Following Shell victory, South African environmentalists target Searcher project

Paul Burkhardt January 13, 2022

(Bloomberg) --Just weeks after Royal Dutch Shell Plc was forced by a court to suspend a seismic survey seeking hydrocarbons in South African waters, activists are looking to block another such program.

The groups, which include fishing communities, have warned Searcher Seismic, a company planning to collect data off the west coast of the country, not to participate in the activity that they say is harmful to marine life such as whales and fish. They’ve also criticized the process used to consult local communities that could be affected by the survey.

“In the absence of a valid environmental authorization and permit, Searcher’s activities and operations pursuant to the permit are unlawful,” the Legal Resources Centre wrote in a letter, seen by Bloomberg, to the company dated Jan. 13. “Our clients intend to institute the necessary legal proceedings to challenge the decision to grant the permit.”

In addition to concern over the environment, opposition to the use of fossil fuels has grown in the country that relies on coal for most of its power. Gwede Mantashe, the country’s energy minister, is pushing to develop the country’s natural gas reserves as pressure grows to reduce emissions. He has pointed out that a dozen seismic surveys have been carried out in South Africa over the last five years.
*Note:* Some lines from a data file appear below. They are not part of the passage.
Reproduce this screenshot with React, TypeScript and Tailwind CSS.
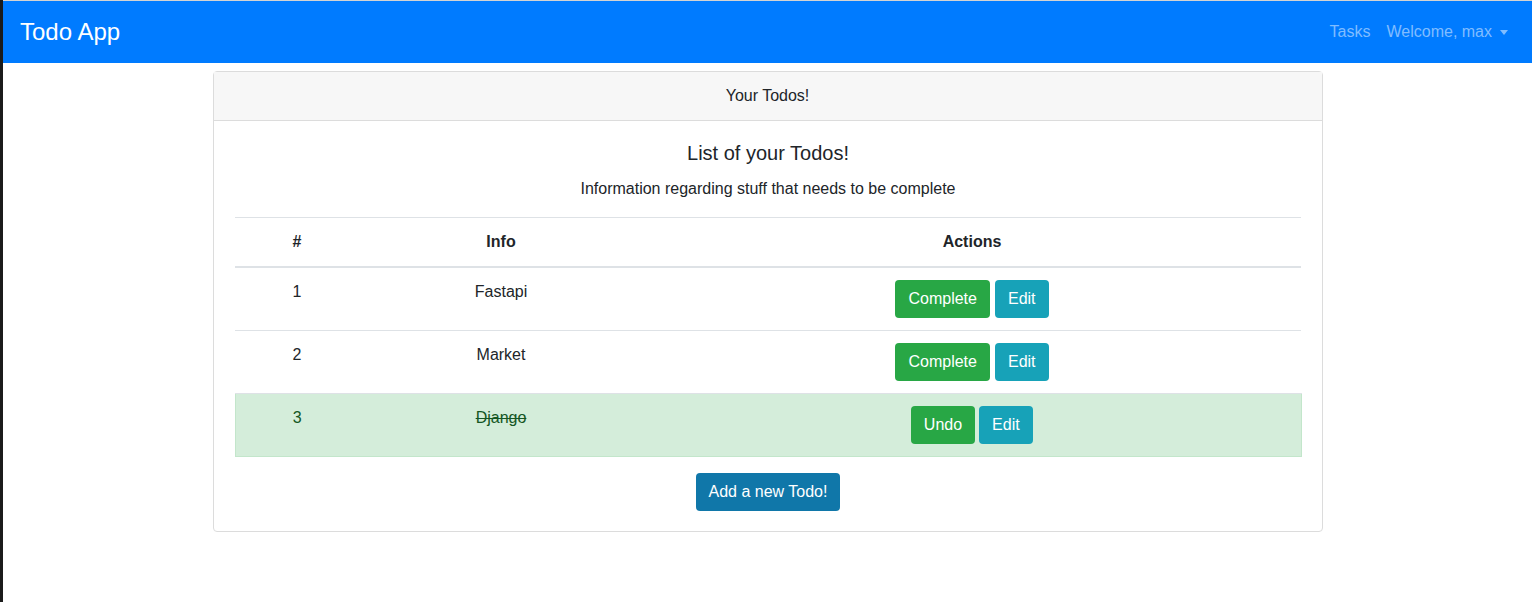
import React from 'react';

interface Todo {
  id: number;
  info: string;
  complete: boolean;
}

const todos: Todo[] = [
  { id: 1, info: 'Fastapi', complete: false },
  { id: 2, info: 'Market', complete: false },
  { id: 3, info: 'Django', complete: true },
];

function App() {
  return (
    <div className="flex min-h-[602px] bg-white font-['Liberation_Sans',Arial,sans-serif] text-[#212529]">
      <div className="w-[3px] shrink-0 bg-[#1b1b1b]" />
      <div className="flex-1 border-t border-[#d3d3d3]">
        {/* navbar */}
        <nav className="flex h-[62px] items-center justify-between bg-[#007bff] pl-[17px] pr-[24px]">
          <span className="text-[24px] leading-none text-white">Todo App</span>
          <div className="flex items-center gap-4 text-[16px] text-[#80bdff]">
            <span>Tasks</span>
            <span className="flex items-center">
              Welcome, max
              <span className="ml-[8px] mt-[1px] inline-block h-0 w-0 border-x-[4px] border-t-[5px] border-x-transparent border-t-[#80bdff]" />
            </span>
          </div>
        </nav>

        <div className="mx-auto mt-[8px] w-[1110px]">
          <div className="rounded border border-[#dcdcdc]">
            <div className="flex h-[49px] items-center justify-center border-b border-[#dcdcdc] bg-[#f7f7f7] text-[16px]">
              Your Todos!
            </div>
            <div className="pb-[20px] pl-[21px] pr-[20px] pt-[20px] text-center">
              <h5 className="text-[20px] leading-[24px]">List of your Todos!</h5>
              <p className="mt-[12px] text-[16px] leading-[24px]">
                Information regarding stuff that needs to be complete
              </p>
              <table className="mt-[16px] w-full border-collapse text-[16px]">
                <thead>
                  <tr className="border-t border-[#dee2e6]">
                    <th className="w-[124px] border-b-2 border-[#dee2e6] py-[12px] font-bold leading-[24px]">#</th>
                    <th className="w-[284px] border-b-2 border-[#dee2e6] py-[12px] font-bold leading-[24px]">Info</th>
                    <th className="border-b-2 border-[#dee2e6] py-[12px] font-bold leading-[24px]">Actions</th>
                  </tr>
                </thead>
                <tbody>
                  {todos.map((t) =>
                    t.complete ? (
                      <tr key={t.id} className="border border-[#c3e6cb] bg-[#d4edda] text-[#155724]">
                        <td className="py-[12px] align-top leading-[24px]">{t.id}</td>
                        <td className="py-[12px] align-top leading-[24px] line-through">{t.info}</td>
                        <td className="py-[12px] align-top">
                          <div className="flex justify-center gap-[4px]">
                            <button className="h-[38px] rounded bg-[#28a745] px-[13px] text-white">Undo</button>
                            <button className="h-[38px] rounded bg-[#17a2b8] px-[13px] text-white">Edit</button>
                          </div>
                        </td>
                      </tr>
                    ) : (
                      <tr key={t.id} className="border-b border-[#dee2e6]">
                        <td className="py-[12px] align-top leading-[24px]">{t.id}</td>
                        <td className="py-[12px] align-top leading-[24px]">{t.info}</td>
                        <td className="py-[12px] align-top">
                          <div className="flex justify-center gap-[5px]">
                            <button className="h-[38px] rounded bg-[#28a745] px-[13px] text-white">Complete</button>
                            <button className="h-[38px] rounded bg-[#17a2b8] px-[13px] text-white">Edit</button>
                          </div>
                        </td>
                      </tr>
                    )
                  )}
                </tbody>
              </table>
              <button className="mt-[16px] h-[38px] rounded bg-[#1077a9] px-[13px] text-[16px] text-white">
                Add a new Todo!
              </button>
            </div>
          </div>
        </div>
      </div>
    </div>
  );
}

export default App;
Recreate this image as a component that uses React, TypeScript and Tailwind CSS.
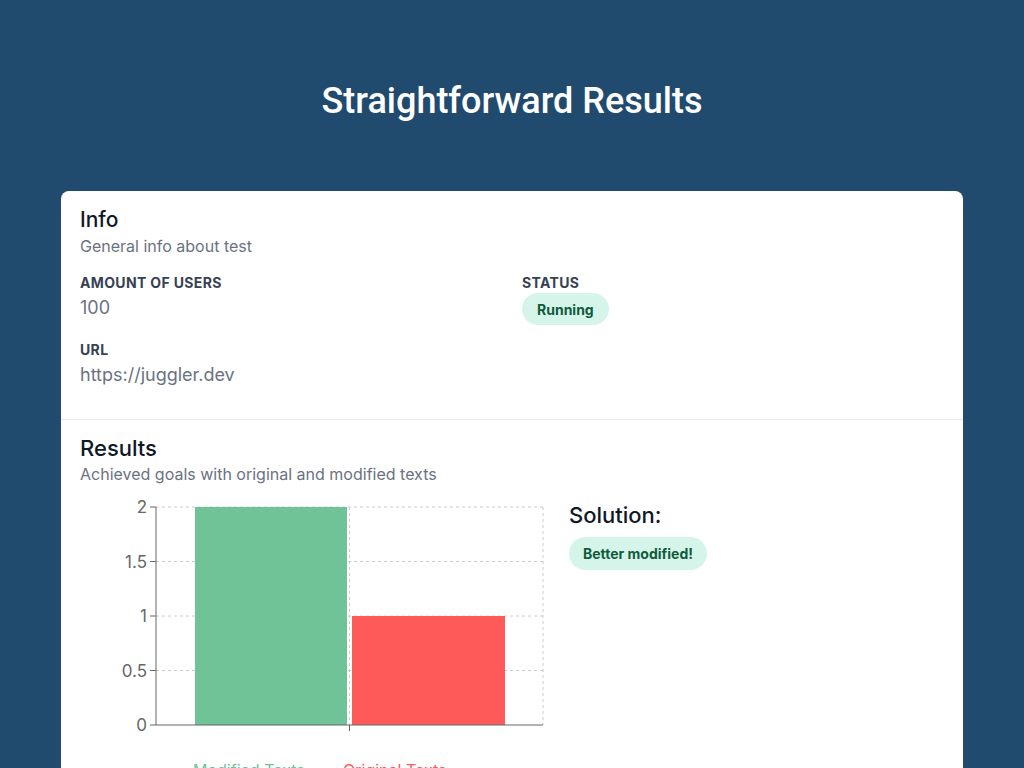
import React from "react";

function Chart() {
  const left = 76;
  const right = 463;
  const top = 11;
  const bottom = 229;
  const h = bottom - top;
  const yFor = (v: number) => bottom - (v / 2) * h;
  const ticks = [0, 0.5, 1, 1.5, 2];
  const mid = (left + right) / 2;
  return (
    <svg width="470" height="290" viewBox="0 0 470 290" className="shrink-0 block">
      {ticks.map((t) =>
        t === 0 ? null : (
          <line key={t} x1={left} x2={right} y1={yFor(t)} y2={yFor(t)} stroke="#ccc" strokeDasharray="3 3" />
        )
      )}
      <line x1={mid} x2={mid} y1={top} y2={bottom} stroke="#ccc" strokeDasharray="3 3" />
      <line x1={right} x2={right} y1={top} y2={bottom} stroke="#ccc" strokeDasharray="3 3" />
      <rect x={115} y={yFor(2)} width={152} height={bottom - yFor(2)} fill="#70c297" />
      <rect x={272} y={yFor(1)} width={153} height={bottom - yFor(1)} fill="#ff5a5a" />
      <line x1={left} x2={left} y1={top} y2={bottom} stroke="#666" />
      <line x1={left} x2={right} y1={bottom} y2={bottom} stroke="#666" />
      <line x1={mid} x2={mid} y1={bottom} y2={bottom + 6} stroke="#666" />
      {ticks.map((t) => (
        <g key={"t" + t}>
          <line x1={left - 6} x2={left} y1={yFor(t)} y2={yFor(t)} stroke="#666" />
          <text
            x={left - 9}
            y={yFor(t)}
            dy="0.355em"
            textAnchor="end"
            fill="#666"
            fontSize="17"
            fontFamily="Inter, 'Noto Sans', sans-serif"
          >
            {t}
          </text>
        </g>
      ))}
      <text x={113} y={280} fill="#70c297" fontSize="16" fontFamily="Inter, 'Noto Sans', sans-serif">
        Modified Texts
      </text>
      <text x={263} y={280} fill="#ff5a5a" fontSize="16" fontFamily="Inter, 'Noto Sans', sans-serif">
        Original Texts
      </text>
    </svg>
  );
}

export default function App() {
  return (
    <div className="min-h-[768px] bg-[#214a6f] font-['Inter','Noto_Sans',sans-serif]">
      <div className="pt-[79px] pb-[68px] text-center">
        <h1 className="font-['Roboto',sans-serif] text-[36px] leading-[44px] font-medium text-white">
          Straightforward Results
        </h1>
      </div>
      <div className="mx-auto w-[902px] rounded-lg bg-white">
        <section className="px-[19px] pt-[15px] pb-[32px] border-b border-gray-200">
          <h2 className="text-[21px] leading-7 font-medium text-gray-900">Info</h2>
          <p className="text-[16px] leading-6 text-gray-500">General info about test</p>
          <div className="mt-[17px] grid grid-cols-2 gap-x-5 gap-y-[17px]">
            <div>
              <div className="text-[14px] leading-4 font-bold tracking-wide text-gray-700">AMOUNT OF USERS</div>
              <div className="mt-[5px] text-[18px] leading-6 text-gray-500">100</div>
            </div>
            <div>
              <div className="text-[14px] leading-4 font-bold tracking-wide text-gray-700">STATUS</div>
              <div className="mt-[2px]">
                <span className="inline-flex h-8 items-center rounded-full bg-[#d6f5ea] px-[15px] text-[14px] font-bold text-[#0f5b3d]">
                  Running
                </span>
              </div>
            </div>
            <div>
              <div className="text-[14px] leading-4 font-bold tracking-wide text-gray-700">URL</div>
              <div className="mt-[5px] text-[18px] leading-6 text-gray-500">https://juggler.dev</div>
            </div>
          </div>
        </section>
        <section className="px-[19px] pt-[14px]">
          <h2 className="text-[22px] leading-7 font-medium text-gray-900">Results</h2>
          <p className="text-[16px] leading-6 text-gray-500">Achieved goals with original and modified texts</p>
          <div className="mt-[10px] flex gap-[19px]">
            <Chart />
            <div className="pt-[5px]">
              <div className="text-[22px] leading-7 font-medium text-gray-900">Solution:</div>
              <div className="mt-2">
                <span className="inline-flex h-[33px] items-center rounded-full bg-[#d6f5ea] px-[14px] text-[14px] font-bold text-[#0f5b3d]">
                  Better modified!
                </span>
              </div>
            </div>
          </div>
        </section>
      </div>
    </div>
  );
}
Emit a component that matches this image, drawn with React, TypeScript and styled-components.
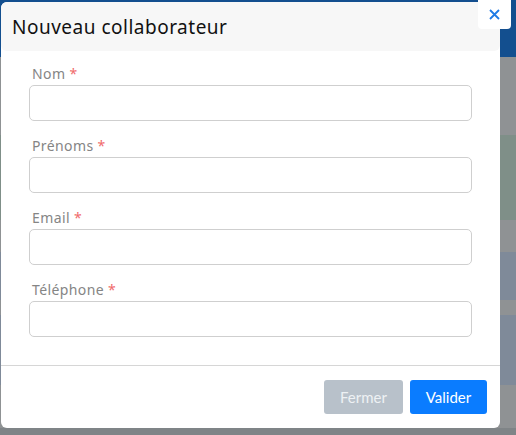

Still, the International Energy Agency said last year that no new oil and gas fields can be tapped if the world is to meet a target of so-called net zero emission by 2050.

Searcher’s permit to do the work was granted in May and the company is in compliance with requirements, it said in an emailed response to questions. It didn’t address questions regarding opposition to the survey.

The M/V BGP Pioneer survey vessel is set to do Searcher’s work off the west and southwest coasts of South Africa, according to a notice cited by the group We Are South Africans, which is opposed to the activity. The ship was off the coast of Namibia on Jan. 12 and headed to Cape Town, according to ship-tracking data compiled by Bloomberg. Searcher didn’t respond to questions about whether they hired the vessel.

Shell ended its contract with a ship it hired to conduct an earlier survey off the coast of South Africa’s Eastern Cape as the parties await a final judgment. Sustaining The Wild Coast, represented by Richard Spoor Inc. Attorneys, is part of the recent case against Shell that was granted an interim interdict.